Provided records >>

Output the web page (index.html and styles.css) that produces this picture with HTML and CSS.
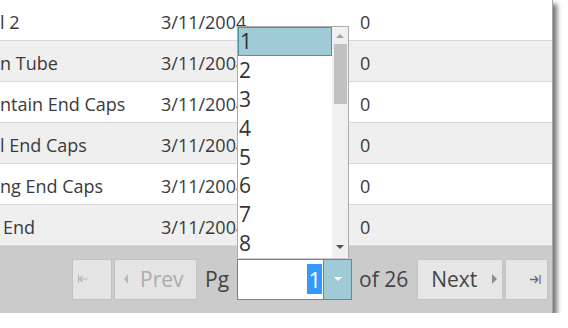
FILE: index.html
```html
<!DOCTYPE html>
<html lang="en">
<head>
    <meta charset="UTF-8">
    <title>Grid pager</title>
    <link rel="stylesheet" href="styles.css">
</head>
<body>
    <div class="frame">
        <div class="grid">
            <div class="row"><span class="name">l 2</span><span class="date">3/11/2004</span><span class="qty">0</span></div>
            <div class="row alt"><span class="name">n Tube</span><span class="date">3/11/2004</span><span class="qty">0</span></div>
            <div class="row"><span class="name">ntain End Caps</span><span class="date">3/11/2004</span><span class="qty">0</span></div>
            <div class="row alt"><span class="name">l End Caps</span><span class="date">3/11/2004</span><span class="qty">0</span></div>
            <div class="row"><span class="name">ng End Caps</span><span class="date">3/11/2004</span><span class="qty">0</span></div>
            <div class="row alt"><span class="name name-end">End</span><span class="date">3/11/2004</span><span class="qty">0</span></div>
        </div>

        <div class="pager">
            <button class="btn btn-first" disabled>
                <svg width="10" height="8" viewBox="0 0 10 8"><path d="M0.5 0v8M1.5 4h8M1.5 4l3-3M1.5 4l3 3" stroke="#b4b4b4" stroke-width="1.2" fill="none"/></svg>
            </button>
            <button class="btn btn-prev" disabled><span class="tri tri-left"></span>Prev</button>
            <span class="label">Pg</span>
            <div class="combo">
                <div class="combo-input"><span class="sel">1</span></div>
                <div class="combo-btn"><span class="tri-down"></span></div>
            </div>
            <span class="label">of 26</span>
            <button class="btn btn-next">Next<span class="tri tri-right"></span></button>
            <button class="btn btn-last">
                <svg width="11" height="9" viewBox="0 0 11 9"><path d="M0 4.5h8M8 4.5l-3.2-3.2M8 4.5l-3.2 3.2" stroke="#6a6a6a" stroke-width="1.3" fill="none"/><path d="M10 0v9" stroke="#5b7fb8" stroke-width="1.4"/></svg>
            </button>
        </div>

        <div class="popup">
            <ul class="items">
                <li class="active">1</li>
                <li>2</li>
                <li>3</li>
                <li>4</li>
                <li>5</li>
                <li>6</li>
                <li>7</li>
                <li>8</li>
            </ul>
            <div class="scrollbar">
                <span class="arrow-up"></span>
                <span class="thumb"></span>
                <span class="arrow-down"></span>
            </div>
        </div>
    </div>
</body>
</html>
```

FILE: styles.css
```css
body {
    margin: 0;
    background: #fff;
    font-family: 'Open Sans', 'Noto Sans', sans-serif;
    color: #333;
    overflow: hidden;
}
.frame {
    position: relative;
    width: 552px;
    border-right: 1px solid #a8a8a8;
    box-shadow: 4px 4px 5px rgba(0, 0, 0, 0.55);
}
.row {
    display: grid;
    grid-template-columns: 161px 199px 1fr;
    align-items: center;
    height: 40px;
    padding-top: 3px;
    box-sizing: content-box;
    height: 37px;
    border-bottom: 1px solid #d8d8d8;
    background: #fff;
    font-size: 18px;
    white-space: nowrap;
    color: #3a3a3a;
}
.row.alt {
    background: #efefef;
}
.name-end {
    padding-left: 3px;
}
.pager {
    display: flex;
    align-items: center;
    height: 67px;
    padding-left: 72px;
    box-sizing: border-box;
    background: #cbcbcb;
    font-size: 21px;
    color: #444;
}
.btn {
    height: 41px;
    display: flex;
    align-items: center;
    justify-content: center;
    padding: 0;
    border: 1px solid #c4c4c4;
    background: #e6e6e6;
    font-family: inherit;
    font-size: 21px;
    color: #444;
    margin-top: -1px;
}
.btn:disabled {
    color: #acacac;
    border-color: #c2c2c2;
    background: #e4e4e4;
}
.btn-first {
    width: 40px;
    justify-content: flex-start;
    padding-left: 5px;
}
.btn-prev {
    width: 83px;
    margin-left: 2px;
    justify-content: flex-start;
    padding-left: 9px;
}
.btn-next {
    width: 86px;
    margin-left: 9px;
    justify-content: flex-start;
    padding-left: 13px;
}
.btn-last {
    width: 43px;
    margin-left: 2px;
    justify-content: flex-end;
    padding-right: 6px;
}
.tri {
    display: inline-block;
    width: 0;
    height: 0;
    border-top: 5px solid transparent;
    border-bottom: 5px solid transparent;
}
.tri-left {
    border-right: 4px solid #b8b8b8;
    margin-right: 12px;
}
.tri-right {
    border-left: 5px solid #8c8c8c;
    margin-left: 15px;
}
.label {
    margin-left: 8px;
    margin-top: -2px;
}
.combo {
    display: flex;
    margin-left: 8px;
    margin-top: -1px;
    height: 41px;
    box-sizing: border-box;
    border: 1px solid #4796a6;
    background: #fff;
}
.combo + .label {
    margin-left: 7px;
}
.combo-input {
    width: 85px;
    display: flex;
    align-items: center;
    justify-content: flex-end;
    padding-right: 1px;
    box-sizing: border-box;
}
.sel {
    background: #3399ff;
    color: #fff;
    font-size: 22px;
    line-height: 30px;
    padding: 0 1px;
}
.combo-btn {
    width: 27px;
    border-left: 1px solid #4796a6;
    background: #a0cad6;
    display: flex;
    align-items: center;
    justify-content: center;
}
.tri-down {
    width: 0;
    height: 0;
    border-left: 4px solid transparent;
    border-right: 4px solid transparent;
    border-top: 4px solid #fff;
}
.popup {
    position: absolute;
    left: 237px;
    top: 26px;
    width: 112px;
    height: 232px;
    box-sizing: border-box;
    border: 1px solid #acacac;
    border-bottom: none;
    background: #fff;
    display: flex;
    overflow: hidden;
}
.items {
    list-style: none;
    margin: 0;
    padding: 0;
    flex: 1;
    font-size: 21px;
    color: #333;
}
.items li {
    height: 28.9px;
    line-height: 29px;
    padding-left: 1px;
    box-sizing: border-box;
}
.items li.active {
    background: #a0cad6;
    border: 1px solid #4796a6;
    line-height: 27px;
    padding-left: 1px;
}
.scrollbar {
    width: 16px;
    background: #f0f0f0;
    display: flex;
    flex-direction: column;
    align-items: center;
}
.arrow-up {
    margin-top: 7px;
    width: 0;
    height: 0;
    border-left: 4px solid transparent;
    border-right: 4px solid transparent;
    border-bottom: 4px solid #a3a3a3;
}
.thumb {
    margin-top: 6px;
    width: 13px;
    height: 60px;
    background: #c1c1c1;
}
.arrow-down {
    margin-top: auto;
    margin-bottom: 9px;
    width: 0;
    height: 0;
    border-left: 4px solid transparent;
    border-right: 4px solid transparent;
    border-top: 4px solid #505050;
}
```
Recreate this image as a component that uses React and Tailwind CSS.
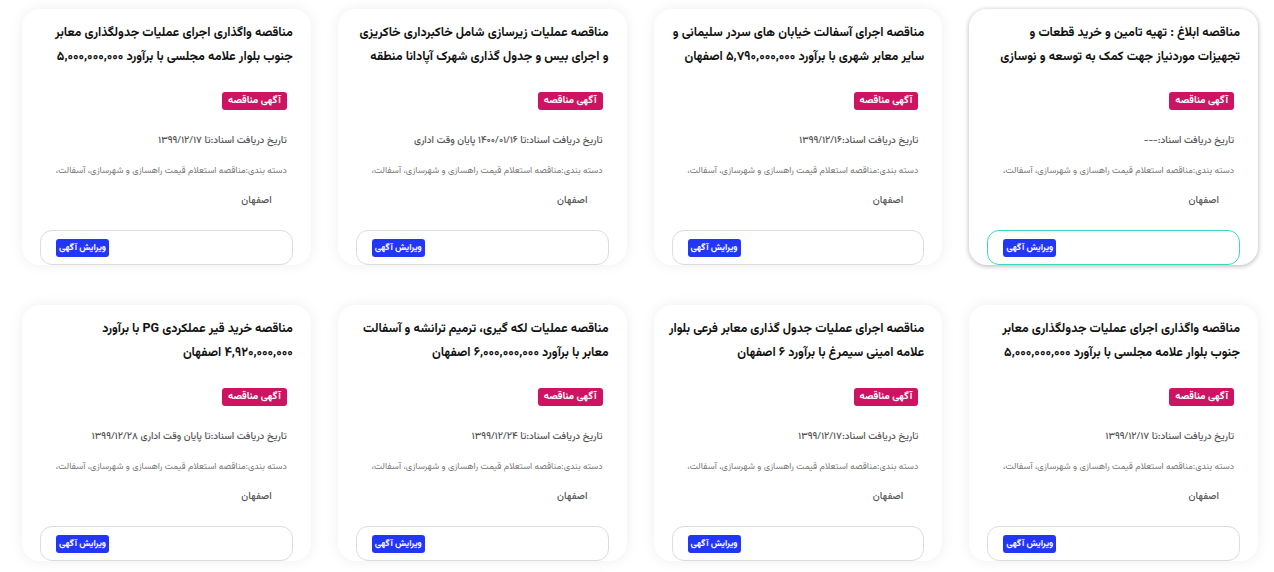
import React from "react";

const tenders = [
  {
    title: ["مناقصه ابلاغ : تهیه تامین و خرید قطعات و", "تجهیزات موردنیاز جهت کمک به توسعه و نوسازی"],
    date: "تاریخ دریافت اسناد:---",
    active: true,
  },
  {
    title: ["مناقصه اجرای آسفالت خیابان های سردر سلیمانی و", "سایر معابر شهری با برآورد ۵,۷۹۰,۰۰۰,۰۰۰ اصفهان"],
    date: "تاریخ دریافت اسناد:۱۳۹۹/۱۲/۱۶",
  },
  {
    title: ["مناقصه عملیات زیرسازی شامل خاکبرداری خاکریزی", "و اجرای بیس و جدول گذاری شهرک آپادانا منطقه"],
    date: "تاریخ دریافت اسناد:تا ۱۴۰۰/۰۱/۱۶ پایان وقت اداری",
  },
  {
    title: ["مناقصه واگذاری اجرای عملیات جدولگذاری معابر", "جنوب بلوار علامه مجلسی با برآورد ۵,۰۰۰,۰۰۰,۰۰۰"],
    date: "تاریخ دریافت اسناد:تا ۱۳۹۹/۱۲/۱۷",
  },
  {
    title: ["مناقصه واگذاری اجرای عملیات جدولگذاری معابر", "جنوب بلوار علامه مجلسی با برآورد ۵,۰۰۰,۰۰۰,۰۰۰"],
    date: "تاریخ دریافت اسناد:تا ۱۳۹۹/۱۲/۱۷",
  },
  {
    title: ["مناقصه اجرای عملیات جدول گذاری معابر فرعی بلوار", "علامه امینی سیمرغ با برآورد ۶ اصفهان"],
    date: "تاریخ دریافت اسناد:۱۳۹۹/۱۲/۱۷",
  },
  {
    title: ["مناقصه عملیات لکه گیری، ترمیم ترانشه و آسفالت", "معابر با برآورد ۶,۰۰۰,۰۰۰,۰۰۰ اصفهان"],
    date: "تاریخ دریافت اسناد:تا ۱۳۹۹/۱۲/۲۴",
  },
  {
    title: ["مناقصه خرید قیر عملکردی PG با برآورد", "۴,۹۲۰,۰۰۰,۰۰۰ اصفهان"],
    date: "تاریخ دریافت اسناد:تا پایان وقت اداری ۱۳۹۹/۱۲/۲۸",
  },
];

function TenderCard({ tender }) {
  return (
    <div
      className={`bg-white rounded-[18px] h-[256px] flex flex-col ${
        tender.active
          ? "shadow-[0_1px_5px_rgba(0,0,0,0.3)]"
          : "shadow-[0_0_14px_rgba(0,0,0,0.07)]"
      }`}
    >
      <h3 className="pr-[18px] pt-[12px] h-[60px] text-[12.5px] leading-[24px] font-bold text-[#111]">
        {tender.title.map((line, i) => (
          <span key={i} className="block whitespace-nowrap">
            {line}
          </span>
        ))}
      </h3>
      <div className="flex pr-[24px] mt-[23px]">
        <span className="bg-[#cc1462] text-white text-[10px] font-bold leading-[18px] h-[18px] px-[6px] rounded-[3px]">
          آگهی مناقصه
        </span>
      </div>
      <div className="pr-[24px] mt-[21px] text-[9.8px] leading-[20px] text-[#555] font-medium whitespace-nowrap">
        {tender.date}
      </div>
      <div className="pr-[24px] mt-[10px] text-[9px] leading-[20px] text-[#777] whitespace-nowrap">
        دسته بندی:مناقصه استعلام قیمت راهسازی و شهرسازی، آسفالت،
      </div>
      <div className="pr-[39px] mt-[10px] text-[10px] leading-[20px] text-[#555] font-medium">
        اصفهان
      </div>
      <div
        className={`mx-[18px] mt-[19px] h-[35px] rounded-[12px] border flex items-center justify-end pl-[15px] ${
          tender.active ? "border-[#3dd6c2]" : "border-[#dcdcdc]"
        }`}
      >
        <button className="bg-[#2236f5] text-white text-[9px] font-bold leading-[18px] h-[18px] px-[3px] rounded-[3px]">
          ویرایش آگهی
        </button>
      </div>
    </div>
  );
}

export default function App() {
  return (
    <div
      dir="rtl"
      className="min-h-screen bg-white pt-[9px] pr-[16px] pl-[22px] font-['Vazirmatn','Noto_Sans_Arabic','DejaVu_Sans',sans-serif]"
    >
      <div className="grid grid-cols-4 gap-x-[27px] gap-y-[40px]">
        {tenders.map((t, i) => (
          <TenderCard key={i} tender={t} />
        ))}
      </div>
    </div>
  );
}
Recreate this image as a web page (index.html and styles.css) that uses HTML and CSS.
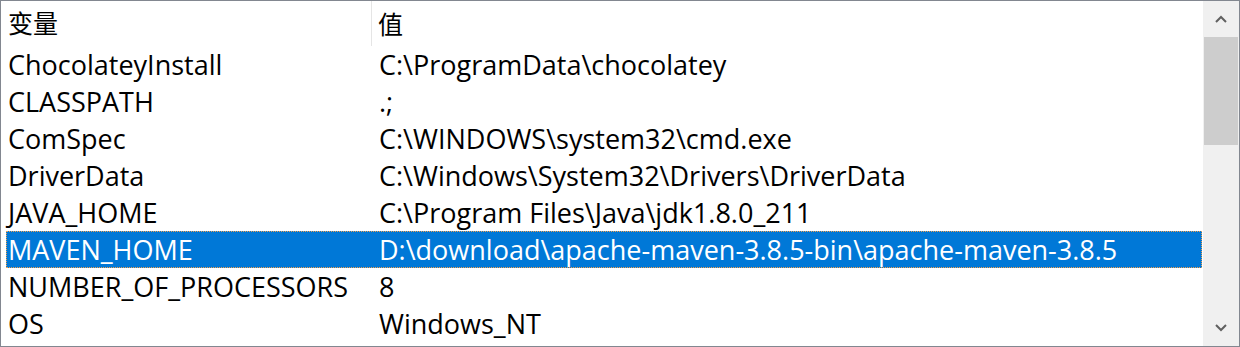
FILE: index.html
```html
<!DOCTYPE html>
<html lang="zh-CN">
<head>
    <meta charset="UTF-8">
    <title>环境变量</title>
    <link rel="stylesheet" href="styles.css">
</head>
<body>

    <div class="listview">
        <div class="list">
            <div class="header">
                <div class="col-name">变量</div>
                <div class="col-value">值</div>
            </div>
            <div class="row">
                <div class="col-name">ChocolateyInstall</div>
                <div class="col-value">C:\ProgramData\chocolatey</div>
            </div>
            <div class="row">
                <div class="col-name">CLASSPATH</div>
                <div class="col-value">.;</div>
            </div>
            <div class="row">
                <div class="col-name">ComSpec</div>
                <div class="col-value">C:\WINDOWS\system32\cmd.exe</div>
            </div>
            <div class="row">
                <div class="col-name">DriverData</div>
                <div class="col-value">C:\Windows\System32\Drivers\DriverData</div>
            </div>
            <div class="row">
                <div class="col-name">JAVA_HOME</div>
                <div class="col-value">C:\Program Files\Java\jdk1.8.0_211</div>
            </div>
            <div class="row selected">
                <div class="col-name">MAVEN_HOME</div>
                <div class="col-value">D:\download\apache-maven-3.8.5-bin\apache-maven-3.8.5</div>
            </div>
            <div class="row">
                <div class="col-name">NUMBER_OF_PROCESSORS</div>
                <div class="col-value">8</div>
            </div>
            <div class="row">
                <div class="col-name">OS</div>
                <div class="col-value">Windows_NT</div>
            </div>
        </div>

        <div class="scrollbar">
            <div class="arrow">
                <svg width="12" height="8" viewBox="0 0 12 8"><polyline points="1,7 6,2 11,7" fill="none" stroke="#606060" stroke-width="2"/></svg>
            </div>
            <div class="track">
                <div class="thumb"></div>
            </div>
            <div class="arrow">
                <svg width="12" height="8" viewBox="0 0 12 8"><polyline points="1,1 6,6 11,1" fill="none" stroke="#606060" stroke-width="2"/></svg>
            </div>
        </div>
    </div>

</body>
</html>
```

FILE: styles.css
```css
body {
    margin: 0;
    background-color: #ffffff;
    font-family: "Open Sans", "Noto Sans CJK SC", sans-serif;
}
.listview {
    display: flex;
    width: 1240px;
    height: 347px;
    box-sizing: border-box;
    border: 1px solid #828790;
    overflow: hidden;
}
.list {
    flex: 1;
    display: flex;
    flex-direction: column;
}
.header,
.row {
    display: flex;
    align-items: center;
    font-size: 27px;
    line-height: 34px;
    color: #000000;
}
.header {
    height: 45px;
    flex-shrink: 0;
    font-size: 25px;
}
.header .col-name {
    align-self: stretch;
    display: flex;
    align-items: center;
    border-right: 1px solid #e5e5e5;
    padding-bottom: 1px;
}
.row {
    height: 37px;
    flex-shrink: 0;
    margin-left: 5px;
    box-sizing: border-box;
    border: 1px solid transparent;
}
.row .col-name {
    width: 365px;
    padding-left: 1px;
}
.header .col-name {
    width: 363px;
    padding-left: 7px;
}
.col-name,
.col-value {
    white-space: nowrap;
}
.header .col-value {
    padding-left: 6px;
}
.row .col-value {
    padding-left: 6px;
}
.row.selected {
    background-color: #0078d7;
    color: #ffffff;
    border: 1px dotted #f0a050;
}
.scrollbar {
    width: 36px;
    flex-shrink: 0;
    display: flex;
    flex-direction: column;
    background-color: #f0f0f0;
    border-left: 1px solid #ffffff;
}
.arrow {
    height: 36px;
    flex-shrink: 0;
    display: flex;
    align-items: center;
    justify-content: center;
}
.track {
    flex: 1;
}
.thumb {
    height: 108px;
    margin: 0 1px;
    background-color: #cdcdcd;
}
```
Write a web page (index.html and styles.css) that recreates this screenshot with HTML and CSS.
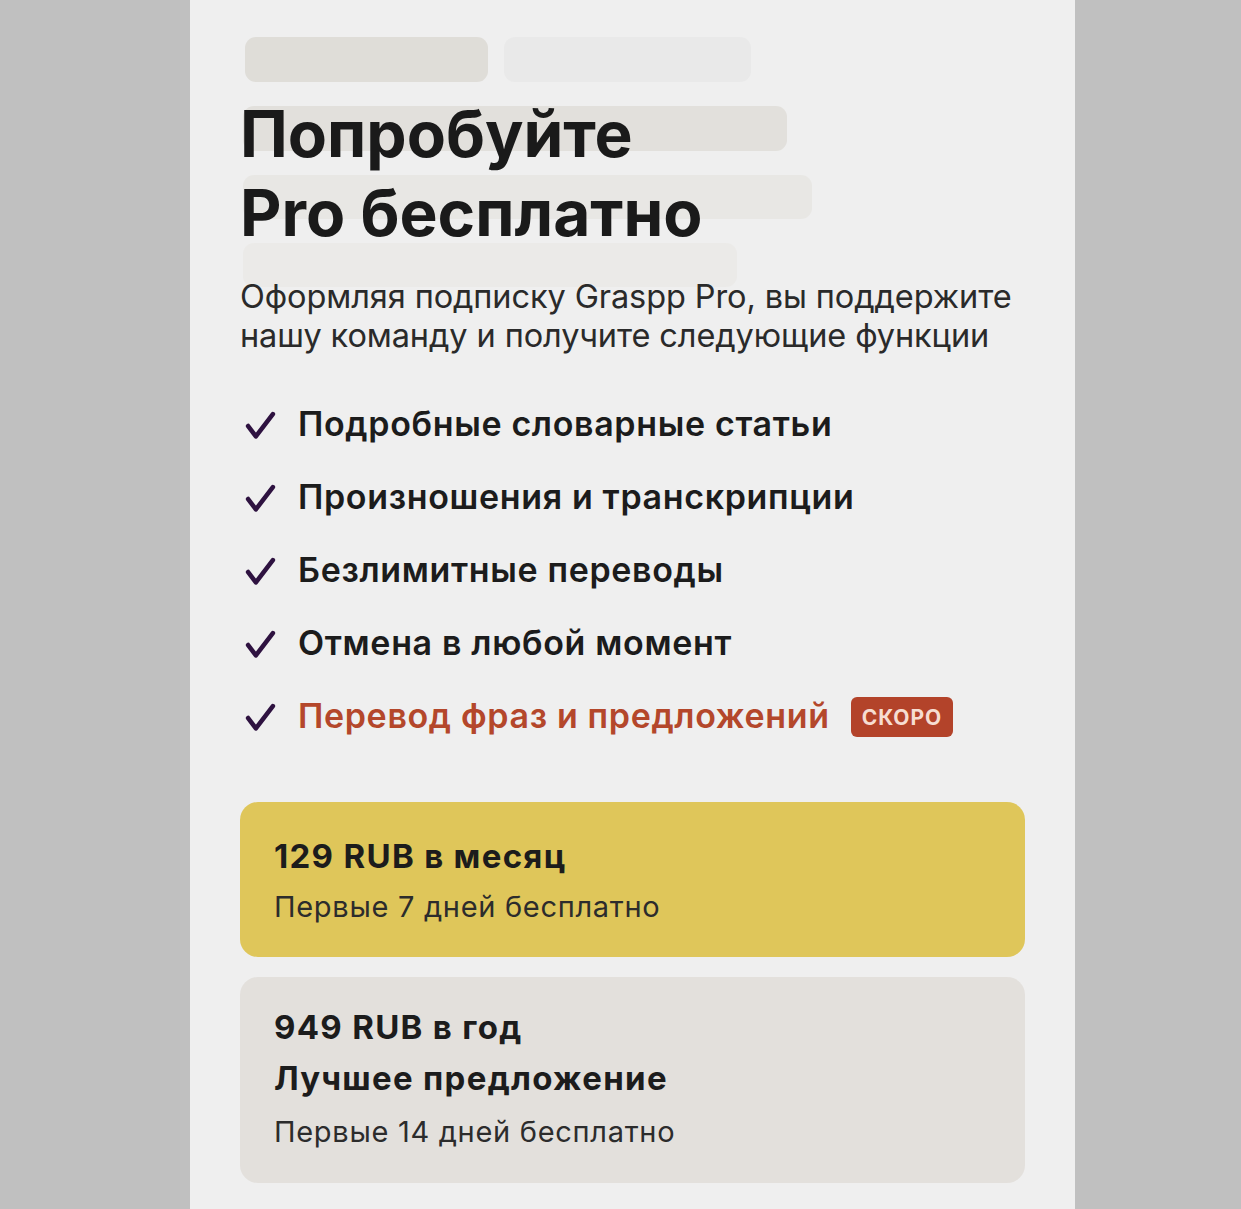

Task directions >> From the listing above, repeat only the lines between the line containing "Recreate this image as a component" and the line containing "import React from", those two included. Pictures are not part of the copy.

Solution >>
Recreate this image as a component that uses React and Tailwind CSS.
import React from "react";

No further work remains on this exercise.